Tal vez la novela poética que vislumbrara Clarín está aún sin aparecer. Desde luego, la generación inmediata intentó nuevas fórmulas novelísticas, pero pocas veces se acercó al ideal de Leopoldo Alas. Azorín logra narraciones menores con emoción poética, extranovelesca -recuérdese, por ejemplo, La lucecita roja-, pero no llega nunca a ser un decidido novelista. Miró es un extraño poeta en prosa, sin imaginación novelística, un maravilloso escritor, pero no un creador de acciones. Pérez de Ayala, excesivamente cerebral, seca toda la posible ternura de sus obras. (Por ejemplo, su malogrado cuento El profesor auxiliar, de tema encantador, pero desprovisto de la necesaria emoción).

¿Y Clarín, intuitivo de la novela poética, cultivó ese género? Muy lastrado de naturalismo, pero muy personal, se acercó probablemente a él, y en algún caso, como en Doña Berta, lo logró cumplidamente. Esa narración suya es distinta de todo lo escrito en España en su tiempo. Se trata de una novela concebida poéticamente, en la que el delicado lirismo emana de la misma trama, narrada sencillamente, sin ningún efectismo. Esta es la gran virtud de la novela poética. La emoción lírica debe suscitarse, no por el lenguaje o la florida descripción, sino por medios estrictamente novelescos, puramente narrativos. En Doña Berta vibra una intensidad emocional, expuesta con una técnica singularísima, sorprendentemente moderna. Acción narrada en tempo lento, de suavidad casi musical.

Clarín logró con esta obra -la que más apreciaba- ese cumplido ideal de la novela poética.

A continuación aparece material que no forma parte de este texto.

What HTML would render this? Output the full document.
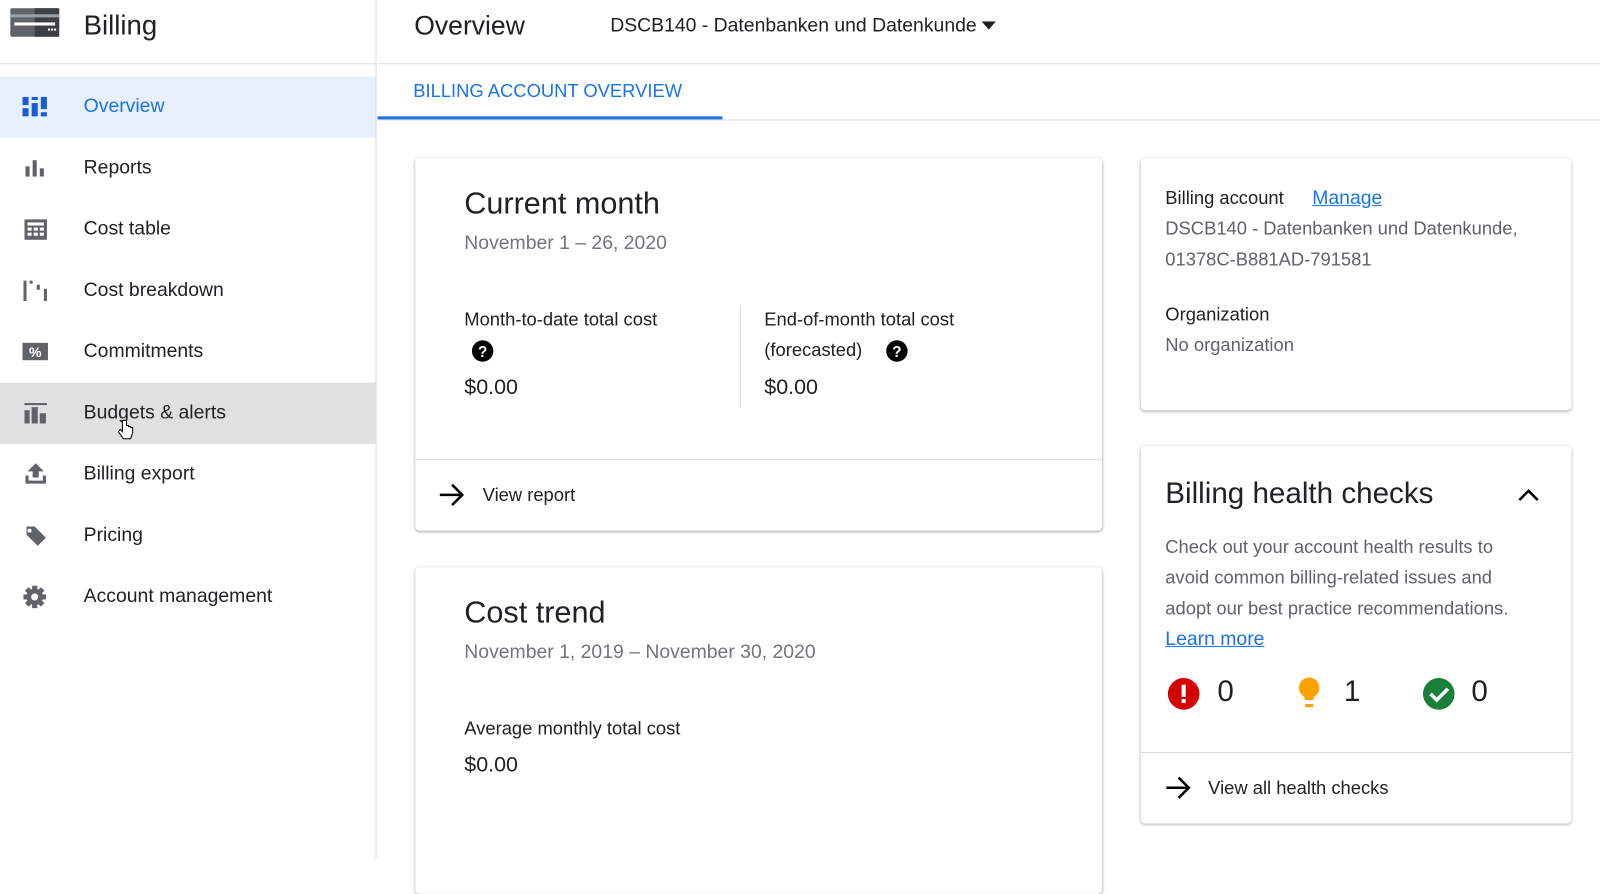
<!DOCTYPE html><html><head><style>
*{box-sizing:border-box;margin:0;padding:0}
body{width:1600px;height:841px;overflow:hidden;background:#fff;font-family:"Liberation Sans",Roboto,sans-serif;color:#202124;position:relative}
#w{position:absolute;left:0;top:0;width:1568px;height:825px;transform:scale(1.0204);transform-origin:0 0}
.a{position:absolute}
.side{left:0;top:0;width:369px;height:841px;border-right:1px solid #dadce0}
.nav{position:absolute;left:0;width:368px;height:60px;font-size:19px;color:#202124}
.nav span{position:absolute;left:82px;top:19px}
.nav svg{position:absolute;left:22px;top:18px}
.card{position:absolute;background:#fff;border-radius:4px;box-shadow:0 1px 3px rgba(60,64,67,.3),0 1px 2px rgba(60,64,67,.15)}
.t{position:absolute;white-space:nowrap}
</style></head><body><div id="w">
<div class="a side">
<div class="a" style="left:0;top:62px;width:368px;border-top:1px solid #dadce0"></div>
<svg class="a" style="left:10px;top:8px" width="50" height="29"><rect width="48" height="28" rx="2" fill="#5f6368"/><rect x="24" width="24" height="28" fill="#3c4043"/><rect y="6" width="48" height="3" fill="#9aa0a6"/><rect x="4" y="14" width="40" height="3" fill="#fff"/><rect x="37" y="20" width="2" height="2" fill="#fff"/><rect x="40" y="20" width="2" height="2" fill="#fff"/><rect x="43" y="20" width="2" height="2" fill="#fff"/></svg>
<div class="t" style="left:82px;top:10px;font-size:27px">Billing</div>
<div class="nav" style="top:75px;background:#e8f0fe;color:#1a73e8"><svg width="26" height="24"><g fill="#1a5cd8"><rect x="0" y="2" width="6" height="8"/><rect x="0" y="13" width="6" height="8"/><rect x="9" y="2" width="6" height="3"/><rect x="9" y="8" width="6" height="13"/><rect x="18" y="2" width="6" height="12"/><rect x="18" y="17" width="6" height="4"/></g></svg><span>Overview</span></div>
<div class="nav" style="top:135px"><svg width="26" height="24"><g fill="#5f6368"><rect x="3" y="10" width="4" height="10"/><rect x="10" y="4" width="4" height="16"/><rect x="17" y="12" width="4" height="8"/></g></svg><span>Reports</span></div>
<div class="nav" style="top:195px"><svg width="26" height="24"><rect x="2" y="2" width="22" height="20" fill="#5f6368"/><g fill="#fff"><rect x="5" y="5" width="16" height="3"/><rect x="5" y="10" width="4" height="3"/><rect x="11" y="10" width="4" height="3"/><rect x="17" y="10" width="4" height="3"/><rect x="5" y="15" width="4" height="3"/><rect x="11" y="15" width="4" height="3"/><rect x="17" y="15" width="4" height="3"/></g></svg><span>Cost table</span></div>
<div class="nav" style="top:255px"><svg width="28" height="24"><g fill="#5f6368"><rect x="1" y="2" width="3" height="20"/><rect x="7" y="2" width="3" height="3"/><rect x="14" y="6" width="3" height="5"/><rect x="21" y="10" width="3" height="12"/></g></svg><span>Cost breakdown</span></div>
<div class="nav" style="top:315px"><svg width="26" height="24"><rect x="0" y="3" width="25" height="17" fill="#5f6368"/><text x="12.5" y="17" fill="#fff" font-size="14" font-weight="bold" text-anchor="middle" font-family="Liberation Sans">%</text></svg><span>Commitments</span></div>
<div class="nav" style="top:375px;background:#e0e0e0"><svg width="26" height="24"><g fill="#5f6368"><rect x="2" y="2" width="22" height="2"/><rect x="2" y="9" width="5" height="13"/><rect x="9" y="6" width="6" height="16"/><rect x="17" y="12" width="6" height="10"/></g></svg><span>Budgets &amp; alerts</span></div>
<div class="nav" style="top:435px"><svg width="26" height="24"><g fill="#5f6368"><path d="M13 1 5 9h5v6h6V9h5z"/><path d="M3 13h3v5h14v-5h3v8H3z"/></g></svg><span>Billing export</span></div>
<div class="nav" style="top:495px"><svg width="26" height="24"><path fill="#5f6368" d="M2 3h10l11 11-8 8L4 11V3z"/><circle cx="7" cy="7" r="2" fill="#fff"/></svg><span>Pricing</span></div>
<div class="nav" style="top:555px"><svg width="26" height="26"><g transform="translate(12 12)" fill="#5f6368"><circle r="8"/><g><rect x="-2.5" y="-11" width="5" height="22"/><rect x="-2.5" y="-11" width="5" height="22" transform="rotate(45)"/><rect x="-2.5" y="-11" width="5" height="22" transform="rotate(90)"/><rect x="-2.5" y="-11" width="5" height="22" transform="rotate(135)"/></g><circle r="3.5" fill="#fff"/></g></svg><span>Account management</span></div>
<svg class="a" style="left:115px;top:410px" width="16" height="22"><path d="M5 2v11l-2-2-2 2 5 7h7l2-6v-5h-2v-1h-2v-1h-2V2z" fill="#fff" stroke="#000" stroke-width="1"/></svg>
</div>
<div class="a" style="left:370px;top:62px;width:1230px;border-top:1px solid #dadce0"></div>
<div class="t" style="left:406px;top:10px;font-size:26px">Overview</div>
<div class="t" style="left:598px;top:15px;font-size:19px">DSCB140 - Datenbanken und Datenkunde</div>
<svg class="a" style="left:962px;top:21px" width="14" height="8"><path d="M0 0h14L7 8z" fill="#202124"/></svg>
<div class="a" style="left:370px;top:117px;width:1230px;border-top:1px solid #dadce0"></div>
<div class="t" style="left:405px;top:79px;font-size:18px;color:#1a73e8;font-weight:500">BILLING ACCOUNT OVERVIEW</div>
<div class="a" style="left:370px;top:114px;width:338px;height:3px;background:#1a73e8"></div>

<div class="card" style="left:407px;top:155px;width:673px;height:365px">
<div class="t" style="left:48px;top:28px;font-size:30px">Current month</div>
<div class="t" style="left:48px;top:73px;font-size:19px;color:#70757a">November 1 – 26, 2020</div>
<div class="t" style="left:48px;top:148px;font-size:18px">Month-to-date total cost</div>
<svg class="a" style="left:55px;top:178px" width="22" height="22"><circle cx="11" cy="11" r="10.5" fill="#000"/><text x="11" y="17" fill="#fff" font-size="15" font-weight="bold" text-anchor="middle" font-family="Liberation Sans">?</text></svg>
<div class="t" style="left:48px;top:213px;font-size:21px">$0.00</div>
<div class="a" style="left:318px;top:145px;height:100px;border-left:1px solid #dadce0"></div>
<div class="t" style="left:342px;top:148px;font-size:18px">End-of-month total cost</div>
<div class="t" style="left:342px;top:178px;font-size:18px">(forecasted)</div>
<svg class="a" style="left:461px;top:178px" width="22" height="22"><circle cx="11" cy="11" r="10.5" fill="#000"/><text x="11" y="17" fill="#fff" font-size="15" font-weight="bold" text-anchor="middle" font-family="Liberation Sans">?</text></svg>
<div class="t" style="left:342px;top:213px;font-size:21px">$0.00</div>
<div class="a" style="left:0;top:295px;width:673px;border-top:1px solid #dadce0"></div>
<svg class="a" style="left:23px;top:318px" width="26" height="24"><path d="M1 12h22M13 2l10 10-10 10" stroke="#000" stroke-width="2.5" fill="none"/></svg>
<div class="t" style="left:66px;top:320px;font-size:18px">View report</div>
</div>

<div class="card" style="left:407px;top:556px;width:673px;height:320px">
<div class="t" style="left:48px;top:28px;font-size:30px">Cost trend</div>
<div class="t" style="left:48px;top:73px;font-size:19px;color:#70757a">November 1, 2019 – November 30, 2020</div>
<div class="t" style="left:48px;top:148px;font-size:18px">Average monthly total cost</div>
<div class="t" style="left:48px;top:182px;font-size:21px">$0.00</div>
</div>

<div class="card" style="left:1118px;top:155px;width:422px;height:247px">
<div class="t" style="left:24px;top:29px;font-size:18px">Billing account</div>
<div class="t" style="left:168px;top:29px;font-size:19px;color:#1a73e8;text-decoration:underline">Manage</div>
<div class="t" style="left:24px;top:54px;font-size:18px;color:#5f6368;line-height:30px">DSCB140 - Datenbanken und Datenkunde,<br>01378C-B881AD-791581</div>
<div class="t" style="left:24px;top:143px;font-size:18px">Organization</div>
<div class="t" style="left:24px;top:173px;font-size:18px;color:#5f6368">No organization</div>
</div>

<div class="card" style="left:1118px;top:437px;width:422px;height:370px">
<div class="t" style="left:24px;top:31px;font-size:29px">Billing health checks</div>
<svg class="a" style="left:370px;top:42px" width="20" height="13"><path d="M1 11l9-9 9 9" stroke="#000" stroke-width="2.5" fill="none"/></svg>
<div class="t" style="left:24px;top:84px;font-size:18px;color:#5f6368;line-height:30px">Check out your account health results to<br>avoid common billing-related issues and<br>adopt our best practice recommendations.</div>
<div class="t" style="left:24px;top:179px;font-size:19px;color:#1a73e8;text-decoration:underline">Learn more</div>
<svg class="a" style="left:26px;top:227px" width="32" height="32"><circle cx="16" cy="16" r="15.5" fill="#d50000"/><rect x="14" y="7" width="4" height="12" fill="#fff"/><rect x="14" y="21" width="4" height="4" fill="#fff"/></svg>
<div class="t" style="left:75px;top:225px;font-size:29px">0</div>
<svg class="a" style="left:154px;top:227px" width="24" height="32"><circle cx="11" cy="10" r="10" fill="#ffa000"/><path d="M5 14h12l-2 8H7z" fill="#ffa000"/><rect x="7" y="26" width="8" height="3" fill="#ffa000"/></svg>
<div class="t" style="left:199px;top:225px;font-size:29px">1</div>
<svg class="a" style="left:276px;top:227px" width="32" height="32"><circle cx="16" cy="16" r="15.5" fill="#188038"/><path d="M8 16l6 6 11-11" stroke="#fff" stroke-width="3.5" fill="none"/></svg>
<div class="t" style="left:324px;top:225px;font-size:29px">0</div>
<div class="a" style="left:0;top:300px;width:422px;border-top:1px solid #dadce0"></div>
<svg class="a" style="left:24px;top:323px" width="26" height="24"><path d="M1 12h22M13 2l10 10-10 10" stroke="#000" stroke-width="2.5" fill="none"/></svg>
<div class="t" style="left:66px;top:325px;font-size:18px">View all health checks</div>
</div>
</div></body></html>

Otros cuentos suyos participan también de parecidas características. Pipá, con su lirismo agrio, pero humanísimo, a lo Goya, a lo Valle-Inclán; El dúo de la tos, La conversión de Chiripa y basta el muy popular Adiós, Cordera, este último con una tesis demasiado pronunciada, para ser exactamente poético.

En la crisis actual de la novela no sabemos el valor y la eficacia que la fórmula de Clarín podría tener. Sólo hemos querido estudiar un curioso aspecto de la novelística española de finales del siglo XIX.